Ob im Einzelfall eine Prolongation oder eine Novation des Darlehens vorliegt, ist durch Auslegung zu ermitteln (Berger in Münchner Kommentar BGB, § 488 Rn. 24), wobei wegen der einschneidenden Rechtsfolgen im Zweifel von einer Prolongation auszugehen ist (BGH Urteil vom 26.10.2010 -XI ZR 367/07). Etwas anderes gilt nur, wenn die Parteien über die bloße Abänderung des Schuldinhalts hinaus das Rechtsverhältnis erkennbar auf eine neue Ebene steifen wollen (Berger in Münchner Kommentar BGB, § 488 Rn. 23).
Im vorliegenden Fall wurden die Darlehen erneuert, weil die Zinsbindung am 31.12.2010 endete (vgl. Schreiben der Beklagten vom 30.09.2010, Bl. 371 ff. der Akten). Bereits in dem Schreiben vom 30.09.2010 war nur von einer Weiterführung der Darlehen die Rede. Bei Auslegung des Wortlauts nach dem objektiven Empfängerhorizont unter der Beachtung der dargelegten Kriterien kann nicht davon ausgegangen werden, dass die Parteien ein neues Rechtsverhältnis begründen wollten. Dafür spricht auch, dass der Nettokreditbetrag im wesentlichen gleich geblieben ist und auch der Zweck der Darlehensgewährung sich nicht geändert hat. Ein neues Disagio war nicht vorgesehen. Auch der mit „Umschuldung“ angegebene Darlehenszweck lässt nicht auf einen entsprechenden Novationswillen der Parteien schließen, denn eine Umschuldung stellt nach dem Wortsinn nur die Um- und Neustrukturierung von Verbindlichkeiten eines Schuldners dar, nicht aber deren Neubegründung. Die neue Sicherungszwecksvereinbarung (Anlage B20) allein stellt kein Indiz für eine Novation der Darlehensverträge dar. Alle weiteren Indizien sprechen eindeutig für die Einordnung als bloße Prolongation des ersten Vertrages, es kann nicht auf einen Novationswillen der Parteien geschlossen werden. Es besteht mithin keine Pflicht, sich der dinglichen und persönlichen Haftung zu unterwerfen.

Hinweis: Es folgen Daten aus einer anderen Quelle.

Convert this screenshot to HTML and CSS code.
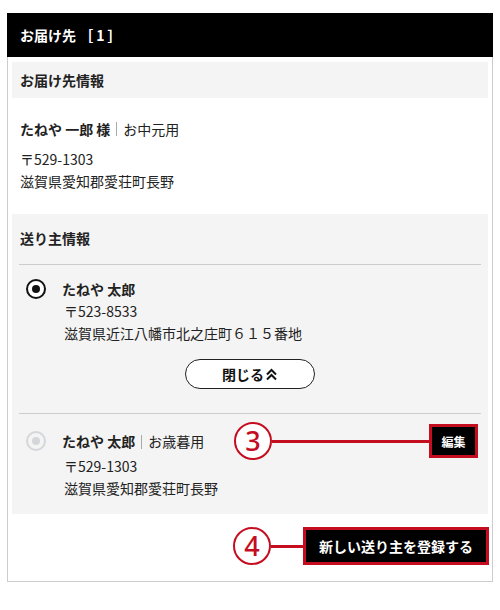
FILE: index.html
```html
<!DOCTYPE html>
<html lang="ja">
<head>
  <meta charset="UTF-8" />
  <meta name="viewport" content="width=device-width, initial-scale=1.0"/>
  <title>お届け先</title>
  <link rel="stylesheet" href="styles.css">
</head>
<body>
  <div class="delivery">
    <h2 class="delivery-head">お届け先 ［<span class="no">1</span>］</h2>
    <div class="delivery-body">
      <div class="section-title">お届け先情報</div>
      <div class="address">
        <div class="name-row"><b>たねや 一郎 様</b><span class="sep"></span>お中元用</div>
        <div class="line">〒529-1303</div>
        <div class="line">滋賀県愛知郡愛荘町長野</div>
      </div>

      <div class="sender">
        <div class="sender-title">送り主情報</div>

        <div class="sender-item">
          <span class="radio checked"></span>
          <div class="sender-info">
            <div class="name-row"><b>たねや 太郎</b></div>
            <div class="line">〒523-8533</div>
            <div class="line">滋賀県近江八幡市北之庄町６１５番地</div>
          </div>
        </div>
        <div class="toggle-row">
          <button class="toggle">閉じる
            <svg width="13" height="13" viewBox="0 0 13 13"><path d="M2 6.5 L6.5 2 L11 6.5 M2 11.5 L6.5 7 L11 11.5" fill="none" stroke="#111" stroke-width="2"/></svg>
          </button>
        </div>

        <div class="sender-item second">
          <span class="radio disabled"></span>
          <div class="sender-info">
            <div class="name-row">
              <div><b>たねや 太郎</b><span class="sep"></span>お歳暮用</div>
              <div class="marked">
                <span class="callout long"><span class="num">3</span><span class="bar"></span></span>
                <button class="edit">編集</button>
              </div>
            </div>
            <div class="line">〒529-1303</div>
            <div class="line">滋賀県愛知郡愛荘町長野</div>
          </div>
        </div>
      </div>

      <div class="actions">
        <div class="marked">
          <span class="callout short"><span class="num">4</span><span class="bar"></span></span>
          <button class="register">新しい送り主を登録する</button>
        </div>
      </div>
    </div>
  </div>
</body>
</html>
```

FILE: styles.css
```css
body {
  margin: 0;
  background: #fff;
  color: #222;
  font-family: "Noto Sans CJK JP", "Noto Sans", sans-serif;
  font-size: 14px;
}
.delivery {
  width: 486px;
  margin: 13px 0 0 7px;
}
.delivery-head {
  margin: 0;
  height: 44px;
  line-height: 44px;
  padding-left: 13px;
  background: #000;
  color: #fff;
  font-size: 14px;
  font-weight: bold;
}
.delivery-head .no {
  margin: 0 3px;
}
.delivery-body {
  border: 1px solid #ccc;
  border-top: none;
  padding: 5px 4px 19px 4px;
}
.section-title {
  background: #f4f4f4;
  height: 36px;
  line-height: 36px;
  padding-left: 8px;
  font-weight: bold;
}
.address {
  padding: 20px 8px 22px 8px;
}
.address .name-row {
  margin-bottom: 8px;
}
.name-row {
  line-height: 22px;
  display: flex;
  align-items: center;
}
.name-row b {
  font-weight: bold;
}
.line {
  line-height: 22px;
}
.sep {
  display: inline-block;
  width: 1px;
  height: 14px;
  background: #aaa;
  margin: 0 6px;
  vertical-align: -2px;
}
.sender {
  background: #f4f4f4;
  padding: 13px 7px 15px 7px;
}
.sender-title {
  line-height: 22px;
  padding-left: 1px;
  font-weight: bold;
  padding-bottom: 15px;
  border-bottom: 1px solid #ccc;
}
.sender-item {
  display: flex;
  align-items: flex-start;
  gap: 16px;
  padding: 13px 6px 0 7px;
}
.sender-item.second {
  border-top: 1px solid #ccc;
}
.sender-item.second .name-row {
  justify-content: space-between;
  height: 28px;
}
.sender-info {
  flex: 1;
}
.sender-info .line {
  padding-left: 2px;
}
.radio {
  width: 20px;
  height: 20px;
  box-sizing: border-box;
  border-radius: 50%;
  border: 2px solid #111;
  display: flex;
  align-items: center;
  justify-content: center;
  flex-shrink: 0;
  margin-top: 1px;
  background: #fff;
}
.radio::after {
  content: "";
  width: 8px;
  height: 8px;
  border-radius: 50%;
  background: #111;
}
.radio.disabled {
  border-color: #d4d6da;
  background: #f4f4f4;
  margin-top: 4px;
}
.radio.disabled::after {
  background: #d4d6da;
}
.toggle-row {
  display: flex;
  justify-content: center;
  padding: 15px 0 24px 0;
}
.toggle {
  width: 130px;
  height: 30px;
  border: 1px solid #222;
  border-radius: 15px;
  background: #fff;
  color: #111;
  font-family: inherit;
  font-size: 14px;
  font-weight: bold;
  display: flex;
  align-items: center;
  justify-content: center;
  gap: 1px;
  padding: 0;
}
.marked {
  position: relative;
  display: flex;
}
.edit {
  width: 43px;
  height: 28px;
  background: #000;
  color: #fff;
  border: none;
  outline: 3px solid #c40d1f;
  font-family: inherit;
  font-size: 12px;
  font-weight: bold;
  padding: 0;
}
.actions {
  display: flex;
  justify-content: flex-end;
  padding: 16px 2px 0 0;
}
.register {
  width: 180px;
  height: 32px;
  background: #000;
  color: #fff;
  border: none;
  outline: 3px solid #c40d1f;
  font-family: inherit;
  font-size: 14px;
  font-weight: bold;
  padding: 0;
}
/* annotation callouts */
.callout {
  position: absolute;
  top: 50%;
  display: flex;
  align-items: center;
  transform: translateY(-50%);
}
.callout.long { right: 46px; }
.callout.short { right: 183px; }
.callout .num {
  width: 34px;
  height: 34px;
  border: 2px solid #c40d1f;
  border-radius: 50%;
  background: #fff;
  color: #c40d1f;
  font-family: "Noto Sans", sans-serif;
  font-weight: 500;
  font-size: 27px;
  line-height: 34px;
  text-align: center;
}
.callout .bar {
  height: 3px;
  background: #c40d1f;
}
.callout.long .bar { width: 157px; }
.callout.short .bar { width: 32px; }
```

Soweit die Beklagte die Einrede der Verjährung erhebt, kommt es hierauf nicht an. Denn der Kläger wehrt sich lediglich gegen die Vollstreckung der Beklagten, die diese aufgrund dieser notariellen Urkunde gegen ihn vornimmt.
Die Kostenentscheidung beruht auf §§ 92 Abs. 1,269 ZPO.
Die Entscheidung über die vorläufige Vollstreckbarkeit ergibt sich aus §§ 709, 708 Nr. 11, 711 ZPO.